Entering the 17-game stretch following the Boston College series, the Hoos stood at 21-14 overall and 7-8 in the ACC. They were in the eighth spot for the 2016 ACC Baseball Championship. The schedule over those 17 games would feature 13 opponents ranked in the top 30 of the RPI at the time, while UVA sat at No. 44. Within that daunting schedule, half of the 17 games were part of an eight-game road trip.

Thoughts of hosting another NCAA Regional were a pipe dream.

Since Kuhn and O’Connor worked their magic – not with a wand as Kuhn indicated – the team has really rallied since losing the Boston College series. Over the 17 games since the trip to BC, UVA has gone 13-4 (.765) to get to 33-18 on the season. The Hoos’ ACC mark is now 16-11 (11-3 since changes) and the Hoos are guaranteed at worst the fifth seed in the ACC Tournament and, depending on how the standings play out, they could potentially climb as high as third.

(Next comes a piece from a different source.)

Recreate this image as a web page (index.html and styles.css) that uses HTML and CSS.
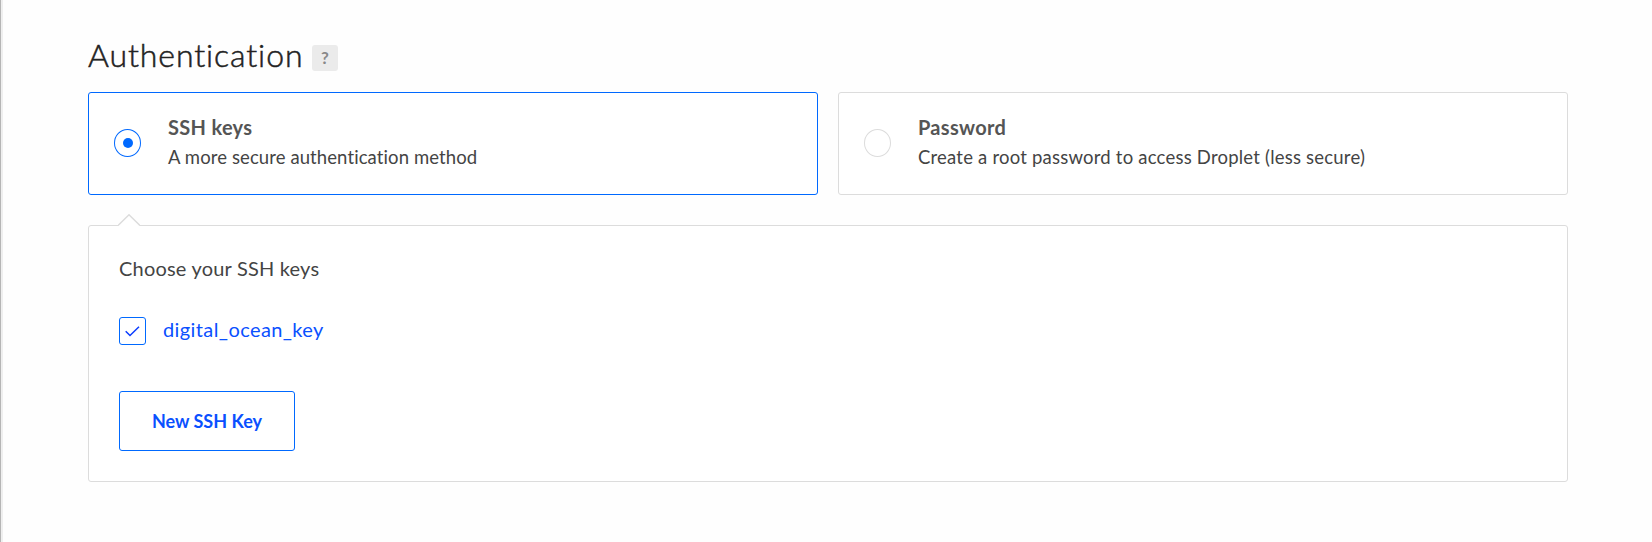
FILE: index.html
```html
<!DOCTYPE html>
<html lang="en">
<head>
<meta charset="utf-8">
<title>Authentication</title>
<link rel="stylesheet" href="styles.css">
</head>
<body>
<main class="page">
  <header class="heading">
    <h1 class="title">Authentication</h1>
    <span class="help">?</span>
  </header>
  <div class="options">
    <label class="option selected">
      <span class="radio"></span>
      <span class="copy">
        <strong class="name">SSH keys</strong>
        <span class="desc">A more secure authentication method</span>
      </span>
    </label>
    <label class="option">
      <span class="radio"></span>
      <span class="copy">
        <strong class="name">Password</strong>
        <span class="desc wide">Create a root password to access Droplet (less secure)</span>
      </span>
    </label>
  </div>
  <section class="panel">
    <svg class="notch" width="22" height="12" viewBox="0 0 22 12"><path d="M0 12 11 1 22 12Z" fill="#fff"/><path d="M0 11.5 11 .8 22 11.5" fill="none" stroke="#dcdcdc" stroke-width="1.5"/></svg>
    <p class="prompt">Choose your SSH keys</p>
    <label class="key">
      <span class="checkbox"><svg width="15" height="11" viewBox="0 0 15 11"><path d="M.7 5.2 5 9.5 14 .8" fill="none" stroke="#0a3cff" stroke-width="1.5"/></svg></span>
      <span class="key-name">digital_ocean_key</span>
    </label>
    <button class="new-key" type="button">New SSH Key</button>
  </section>
</main>
</body>
</html>
```
FILE: styles.css
```css
* { box-sizing: border-box; margin: 0; padding: 0; }
html { background: #fefefe; }
body {
  height: 542px;
  overflow: hidden;
  background: #fefefe;
  border-left: 1px solid #b5b5b5;
  box-shadow: inset 2px 0 #efefef;
  color: #444;
  font-family: Lato, "Open Sans", sans-serif;
}
.page { padding: 36px 84px 0 87px; }
.heading { display: flex; align-items: flex-start; height: 56px; }
.title { font-size: 32px; font-weight: 300; line-height: 38px; letter-spacing: .9px; color: #222; width: 224px; white-space: nowrap; -webkit-text-stroke: .5px #222; }
.help {
  width: 26px; height: 26px; margin-top: 9px;
  border-radius: 3px; background: #ebebeb; color: #888;
  font-size: 17px; font-weight: 700; line-height: 26px; text-align: center;
}
.options { display: grid; grid-template-columns: 1fr 1fr; gap: 20px; }
.option {
  display: flex; align-items: flex-start; height: 103px; padding: 21px 0 0 25px;
  border: 1px solid #dcdcdc; border-radius: 3px; background: #fff;
}
.option.selected { border-color: #0069ff; }
.radio {
  display: grid; place-items: center; width: 27px; height: 28px; margin: 15px 27px 0 0;
  border: 1px solid #dcdcdc; border-radius: 50%;
}
.selected .radio { border-color: #0069ff; }
.selected .radio::after { content: ""; width: 10px; height: 10px; border-radius: 50%; background: #0069ff; }
.copy { display: flex; flex-direction: column; white-space: nowrap; }
.name { font-size: 20px; line-height: 26px; letter-spacing: .3px; color: #555; }
.desc { margin-top: 1px; font-size: 18.5px; line-height: 32px; letter-spacing: .1px; }
.desc.wide { letter-spacing: .21px; }
.panel {
  position: relative; height: 257px; margin-top: 30px; padding: 28px 30px;
  border: 1px solid #dcdcdc; border-radius: 3px; background: #fff;
}
.notch { position: absolute; left: 29px; top: -12px; }
.prompt { font-size: 20px; line-height: 28px; letter-spacing: .2px; }
.key { display: flex; align-items: center; height: 28px; margin-top: 35px; color: #0a50ff; }
.checkbox { display: grid; place-items: center; width: 27px; height: 28px; border: 1px solid #0069ff; border-radius: 3px; }
.key-name { margin: -4px 0 0 17px; font-size: 20px; line-height: 28px; letter-spacing: .4px; }
.new-key {
  display: block; width: 176px; height: 60px; margin-top: 46px;
  border: 1px solid #0069ff; border-radius: 3px; background: #fff; color: #0a50ff;
  font: 700 18px Lato, "Open Sans", sans-serif;
}
```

Kuhn said while the coaches certainly move the chess pieces around, he credits the players with the success since ultimately they have to accept the roles and then execute.

“I think we get too much credit and too much blame,” Kuhn said. “I think that [success] is a credit to the kid. All of them. I think they have a commonality, they all share the desire to do what’s best for the team. They have an incredible sense of selflessness which seems to be a standing trait for the players in our program. I think that’s a tribute to our head coach and the culture that he sets and what he does for our group. I think you credit the head coach for that and the kids for really, really wanting to win over wanting things for themselves.”